LB: Do you think data can be used as a narrative tool beyond the infographic, as an emotive tool? Has it been intention not to use data in the traditional sense for NFB projects?
LD: I would say that it has been intentional. Although I personally do enjoy reading infographics and go to them when they are on site or in magazines, I reserve them for the realm of the geek or the scientifically inclined, which I consider myself. In terms of our audience, however, I see data and infographics as a tool or a means and not as the end product. When we used infographics in Seven Deadly Digital Sins, they are really a way to convey what we call ‘third layer’ – the larger question that we want people to ask themselves around their behavior. It was a way to expose other people’s behaviors as opposed to the end point. The end point that we wanted in that project was for people to contemplate how they treated others and whether that has changed and whether they are proud of it or not. I do think that the infographic is a good barometer, a way to look over time as we tell more stories with data. It’s a way to look over time, but whether it conveys story or not, I guess it depends on what you classify as data. Do you for example consider wikipedia as data or a form of storytelling?
LB: There are a lot of environmental themes in the studio’s first interactive documentaries, but ‘hard science’ was not the focus. Can you elaborate on the balance between science and story?
LD: In my eyes, there is science: the science is in the story, in the interviews. And there are elements of science that come out in the chapters, like when we look at the glycerides or the effects on amphibians. That’s using science to tell a story. This is an example on how science informs the story-telling as opposed to it being the end result.
LB: What possibilities do you envision for the future of web documentaries that utilize the firehouse of information for dynamic, generative stories?
LD: One paradigmatic case here is certainly what happened after the earthquake of Fukushima: think of the crowd sourced radiation readings! People bought their own kits in various locations and shared the data that they collected. It was interesting to follow that if you cared, and we cared. I monitored for a while but I could not attach any stories to the monitoring. Thus, for me, the challenge is: Do the two go together? There is such an opportunity there.
JS: Maybe the key is that data should be both story and project specific. There’s so much data available in the world and it is there for being used. It is how we as storytellers decide to interpret that and put a human face and condition on it. At the end of the day, the data, while it might be interesting or cool at the moment, does not give us an emotional response on its own. So the question is: How do we connect data to individual human beings so that people engage with them emotionally. That is generally what has the impact.
The Counted is an excellent example. It looks at police brutality across the US. It’s basically a running log of who has been killed in US by the police. And it gives you all the information that is publicly available on those individuals, including where they are from, why they were arrested, etc. – anything from the police reports that the system can glean. The producers basically put it up in order to act as a mirror back – and to ask the question: “Are you okay, as a society, with this volume of police violence?” They don’t give any answers, but it does put a very human face and condition on what is essentially a very large list of data.

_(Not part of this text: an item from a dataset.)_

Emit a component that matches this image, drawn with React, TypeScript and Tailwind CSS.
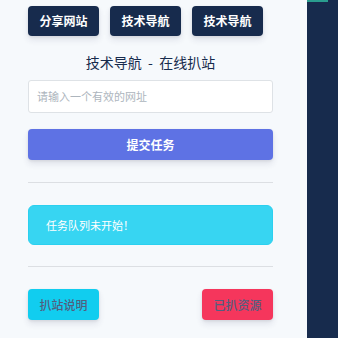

LB: To pin down what we have been discussing so far: at the end, it’s all about emotional engagement. But how can this be measured? With regard to issues of data analytics in web documentaries and your interest in developing a data API framework for future projects – what is in your eyes missing from standard evaluation metrics (clicks, page views, etcetera)?
LD: We are juggling between the ethics of what we can do and Canada’s very strict privacy laws. Within these boundaries we would like to know a lot more about how users feel in story, whether it’s watching something linear or interacting with our work. It would be great to use this data to influence the story or experience. More information on the user action and engagement could enhance interactive projects at two different levels: It could be used in the story itself if the concept fits for a story/project, but it can also be used in our platforms overall. That is nothing new, we are far behind the tech companies who are actively developing and using those technologies.
LB: How do you measure how someone feels?
JS: Facebook can help to capture different responses. Now you can assign an emotional reaction to the information or stories that you are sharing on Facebook because people are giving you feedback. The same is possible if you convert all of their comments into text files that you then can parse through, you can start to get at emotion.
Of course, this isn’t something that we can apply on a large scale, but when Anagram did Door into the Dark at Tribeca, they hired the Harmony Institute, a social impact research company in the United States, and they used biometrics to capture reactions: they had for example heart rate monitors on all of the people that went through the experience. As Door into the Dark is a linear audio story, they could then correlate the participants’ heart rate to what they were hearing or seeing. In theory, you can parse through that data and see at what point in the story did people react or not. If you were doing that in an iterative, prototyping stage then you could adjust your story.
LD: We played with this method, not at the same level as the tech companies, but at the level of natural language processing and by observing what people are writing. Then we tried to build profiles of them, to come up with assumptions and to play with those assumptions. We haven’t released a project that is using that yet. In our Montreal studio, we are trying to see what we can do with this interview project. What is the role of AI in a VR project? How can we have a character react to you, or understand that person well enough to have an AI engine control how they react to you?
LB: Thinking about UX within a simple narrative space like The Last Hunt, where scrolling is the major interaction, how do you envision transferring analytics from projects with widely divergent forms and structures? Or is it only applicable within serialized content?
JS: Right now in analytics we use events – we want to know what the user is doing at this point – and we’ll flag the analytics system at that time, it’s about expanding in a project specific way. There are certain ones where we want to know how someone comes to the page, how long they stay, how many pages do they go through before they leave, do they share it. Those are universal analytics that pertain to all of projects.
LD: We need to baseline our projects.
JS: Those events become very unique and then you need an analyst that is their sole job. Importantly, what do we consider success for each project? Is it how long they stay on the page, whether they’ve made it to the end of the story, or all of those things.